I’ve just been to see the Severn Bore (again), which as most readers will know, is a constant fascination to me. There weren’t many local people there today, clearly they know the river better than I do and didn’t bother, they maybe cleaned their cars instead. It was flagged up as a 5* bore, so some people had come a long way to spend a weekend here and see it. I spoke to a couple from Reading.
Sadly, it didn’t really get as far as being even a .5* wave and I imagine it was very disappointing for them and the others who had come with children, who were clearly not impressed.
As always, the river has yet again put me in a reflective mood about my work. When you commission artists and produce exhibitions, you are at the mercy of a lot of things. Just as the bore depends on tides, air pressure, weather, lunar pulls and the shape of the riverbed, every project depends on the terrain, the collaborators, the economical tides, the political pulls, the moods of the people and the sector.
What they share in common are audiences. Just as the river actually has a bore most days of the year, of varying scale, there are many exhibitions and events that happen discretely that few people see, but it doesn’t mean they are not appreicated and loved.

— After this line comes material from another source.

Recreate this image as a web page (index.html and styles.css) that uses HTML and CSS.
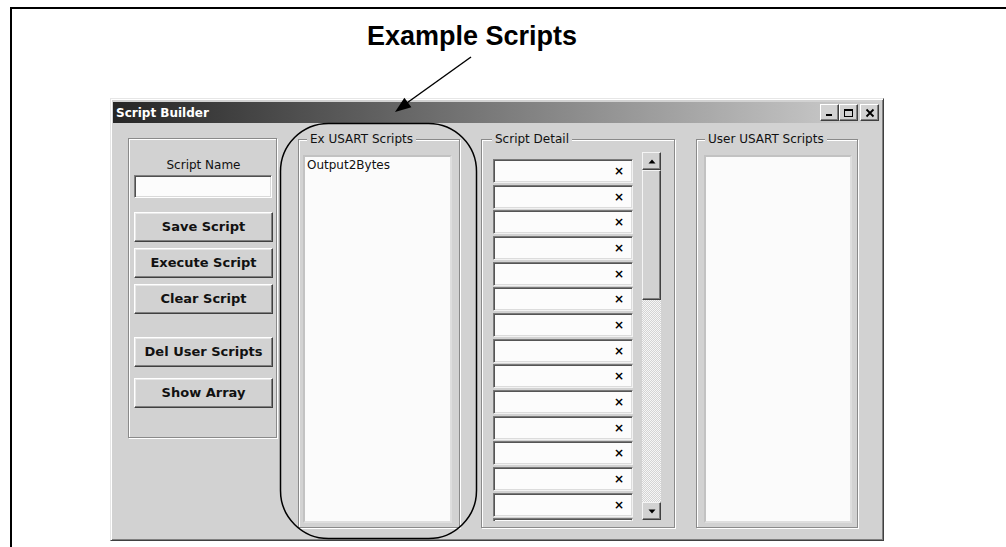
FILE: index.html
```html
<!doctype html>
<html>
	<head>
		<title>Script Builder</title>
		<link rel="stylesheet" href="styles.css">
	</head>
	<body>
		<div class="sheet">
			<h1 class="caption">Example Scripts</h1>

			<div class="window">
				<div class="titlebar">
					<span class="title">Script Builder</span>
					<div class="cbtns">
						<span class="cbtn"><svg width="9" height="9" viewBox="0 0 9 9"><rect x="1" y="6" width="6" height="2" fill="#000"/></svg></span>
						<span class="cbtn"><svg width="11" height="10" viewBox="0 0 11 10"><rect x="1.5" y="1.5" width="8" height="7" fill="none" stroke="#000"/><rect x="1" y="1" width="9" height="2" fill="#000"/></svg></span>
						<span class="cbtn close"><svg width="10" height="10" viewBox="0 0 10 10"><path d="M1.5 1.5 L8.5 8.5 M8.5 1.5 L1.5 8.5" stroke="#000" stroke-width="1.8"/></svg></span>
					</div>
				</div>

				<div class="client">
					<div class="group tools">
						<div class="label">Script Name</div>
						<div class="field"></div>
						<div class="btn save">Save Script</div>
						<div class="btn">Execute Script</div>
						<div class="btn">Clear Script</div>
						<div class="btn del">Del User Scripts</div>
						<div class="btn show">Show Array</div>
					</div>

					<div class="group ex">
						<span class="legend">Ex USART Scripts</span>
						<div class="listbox">
							<div class="item">Output2Bytes</div>
						</div>
					</div>

					<div class="group detail">
						<span class="legend">Script Detail</span>
						<div class="detail-body">
							<div class="rows">
								<div class="row">&times;</div>
								<div class="row">&times;</div>
								<div class="row">&times;</div>
								<div class="row">&times;</div>
								<div class="row">&times;</div>
								<div class="row">&times;</div>
								<div class="row">&times;</div>
								<div class="row">&times;</div>
								<div class="row">&times;</div>
								<div class="row">&times;</div>
								<div class="row">&times;</div>
								<div class="row">&times;</div>
								<div class="row">&times;</div>
								<div class="row">&times;</div>
								<div class="row"></div>
							</div>
							<div class="vscroll">
								<div class="sbtn"><svg width="8" height="5" viewBox="0 0 8 5"><polygon points="4,0.5 7.5,4.5 0.5,4.5" fill="#000"/></svg></div>
								<div class="thumb"></div>
								<div class="track"></div>
								<div class="sbtn"><svg width="8" height="5" viewBox="0 0 8 5"><polygon points="0.5,0.5 7.5,0.5 4,4.5" fill="#000"/></svg></div>
							</div>
						</div>
					</div>

					<div class="group user">
						<span class="legend">User USART Scripts</span>
						<div class="listbox"></div>
					</div>
				</div>
			</div>
		</div>

		<!-- callout drawn over the screenshot -->
		<svg class="notes" width="1006" height="547" viewBox="0 0 1006 547">
			<line x1="471" y1="57" x2="404" y2="105" stroke="#000" stroke-width="1.5"/>
			<polygon points="395,112 411.4,107.3 404.4,97.7" fill="#000"/>
			<rect x="280.5" y="123.5" width="196" height="415" rx="48" ry="48" fill="none" stroke="#000" stroke-width="1.5"/>
		</svg>
	</body>
</html>
```

FILE: styles.css
```css
body {
	margin: 0;
	height: 547px;
	overflow: hidden;
	position: relative;
	background: #fff;
	font-family: "DejaVu Sans", sans-serif;
	color: #111;
}
.sheet {
	margin: 7px 0 0 10px;
	height: 538px;
	border-top: 2px solid #000;
	border-left: 2px solid #000;
}
.caption {
	margin: 12px 0 0;
	padding-left: 355px;
	font: bold 27px/30px "Liberation Sans", Arial, sans-serif;
	color: #000;
}

/* window frame */
.window {
	margin: 47px 0 0 98px;
	width: 774px;
	height: 443px;
	box-sizing: border-box;
	padding: 3px 2px 2px;
	display: flex;
	flex-direction: column;
	background: #d2d2d2;
	border: 1px solid;
	border-color: #e6e6e6 #404040 #404040 #e6e6e6;
	box-shadow: inset 1px 1px #fff, inset -1px -1px #808080;
}
.titlebar {
	height: 21px;
	flex: none;
	display: flex;
	align-items: center;
	justify-content: space-between;
	padding: 0 2px 0 3px;
	background: linear-gradient(to right, #262626, #d0d0d0);
}
.title {
	color: #fff;
	font: bold 12px/14px "DejaVu Sans", sans-serif;
}
.cbtns {
	display: flex;
}
.cbtn {
	width: 19px;
	height: 17px;
	box-sizing: border-box;
	display: flex;
	align-items: center;
	justify-content: center;
	background: #d2d2d2;
	border: 1px solid;
	border-color: #fff #404040 #404040 #fff;
	box-shadow: inset -1px -1px #808080;
}
.cbtn.close {
	margin-left: 2px;
}

.client {
	flex: 1;
	display: flex;
	align-items: flex-start;
	gap: 21px;
	padding: 15px 0 0 15px;
}

/* etched group boxes */
.group {
	box-sizing: border-box;
	display: flex;
	flex-direction: column;
	border: 1px solid #8a8a8a;
	box-shadow: inset 1px 1px #fff, 1px 1px #fff;
}
.legend {
	align-self: flex-start;
	margin-top: -8px;
	padding: 0 3px;
	background: #d2d2d2;
	font-size: 12px;
	line-height: 14px;
}

.tools {
	width: 149px;
	height: 300px;
	padding: 19px 0 0 5px;
}
.label {
	width: 139px;
	text-align: center;
	font-size: 12px;
	line-height: 14px;
}
.field {
	width: 138px;
	height: 23px;
	margin-top: 3px;
	box-sizing: border-box;
	background: #fcfcfc;
	border: 1px solid;
	border-color: #808080 #fff #fff #808080;
	box-shadow: inset 1px 1px #505050, inset -1px -1px #dadada;
}
.btn {
	width: 139px;
	height: 30px;
	margin-top: 6px;
	box-sizing: border-box;
	text-align: center;
	font: bold 13px/28px "DejaVu Sans", sans-serif;
	background: #d2d2d2;
	border: 1px solid;
	border-color: #fff #404040 #404040 #fff;
	box-shadow: inset -1px -1px #808080, inset 1px 1px #e8e8e8;
}
.btn.save {
	margin-top: 14px;
}
.btn.del {
	margin-top: 23px;
}
.btn.show {
	margin-top: 11px;
}

.ex {
	width: 162px;
	height: 389px;
	margin-top: 1px;
	padding: 0 7px 4px 4px;
}
.ex .legend {
	margin-left: 4px;
}
.user {
	width: 162px;
	height: 389px;
	margin-top: 1px;
	padding: 0 5px 4px 7px;
}
.user .legend {
	margin-left: 1px;
}
.listbox {
	flex: 1;
	margin-top: 9px;
	background: #fbfbfb;
	border: 2px solid;
	border-color: #c2c2c2 #dedede #dedede #c2c2c2;
}
.item {
	padding: 1px 0 0 2px;
	font-size: 12px;
	line-height: 14px;
}

/* script detail grid */
.detail {
	width: 194px;
	height: 389px;
	margin-top: 1px;
	padding: 0 13px 0 11px;
}
.detail .legend {
	margin-left: -1px;
}
.detail-body {
	display: flex;
	align-items: flex-start;
	gap: 9px;
}
.rows {
	width: 140px;
	height: 362px;
	margin-top: 13px;
	overflow: hidden;
	display: flex;
	flex-direction: column;
	gap: 1.67px;
}
.row {
	flex: none;
	height: 24px;
	box-sizing: border-box;
	display: flex;
	align-items: center;
	justify-content: flex-end;
	padding-right: 8px;
	font: bold 12px/14px "DejaVu Sans", sans-serif;
	color: #000;
	background: #fcfcfc;
	border: 1px solid;
	border-color: #7a7a7a #f2f2f2 #f2f2f2 #7a7a7a;
	box-shadow: inset 1px 1px #555, inset -1px -1px #dcdcdc;
}
.vscroll {
	width: 19px;
	height: 368px;
	margin-top: 6px;
	display: flex;
	flex-direction: column;
}
.sbtn,
.thumb {
	flex: none;
	box-sizing: border-box;
	background: #d2d2d2;
	border: 1px solid;
	border-color: #f4f4f4 #404040 #404040 #f4f4f4;
	box-shadow: inset -1px -1px #808080;
}
.sbtn {
	height: 18px;
	display: flex;
	align-items: center;
	justify-content: center;
}
.thumb {
	height: 130px;
}
.track {
	flex: 1;
	background: repeating-conic-gradient(#d4d4d4 0 25%, #f6f6f6 0 50%) 0 0 / 2px 2px;
}

.notes {
	position: absolute;
	left: 0;
	top: 0;
	pointer-events: none;
}
```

And sometimes the ones that get flagged up and hyped, are not always the best, and fail meet the expectation of the visitors.
I think that is absolutely ok, on both counts, because that’s what life is like.
The people that travelled to come and see the event will have enjoyed the planning and the anticipation . They may be going somewhere they’ve not been before, to ‘go and see’ is a motivator to be in the world. On the journey there is often companionship, there are meals together, other things to see. There’s the arrival – people all walking towards the same place always gives a buzz. This morning, the number of people walking past my front door kept me alert to the time – no need for clockwatching.
It’s a beautiful spring day, the sun is shining, there’s a coolish breeze but the sparkle on the water makes up for that. If the wave/exhibition is impressive people chatter excitedly together. And when it’s not, they chatter excitedly together.
It’s all about the social experience as much as it is the art.
If I want to study the river/art and commune with it, I wouldn’t go to the 5*/ Private View, I’d go some other time, alone.
We must remember this – it’s not always about the spectacle, it’s often about much more than that.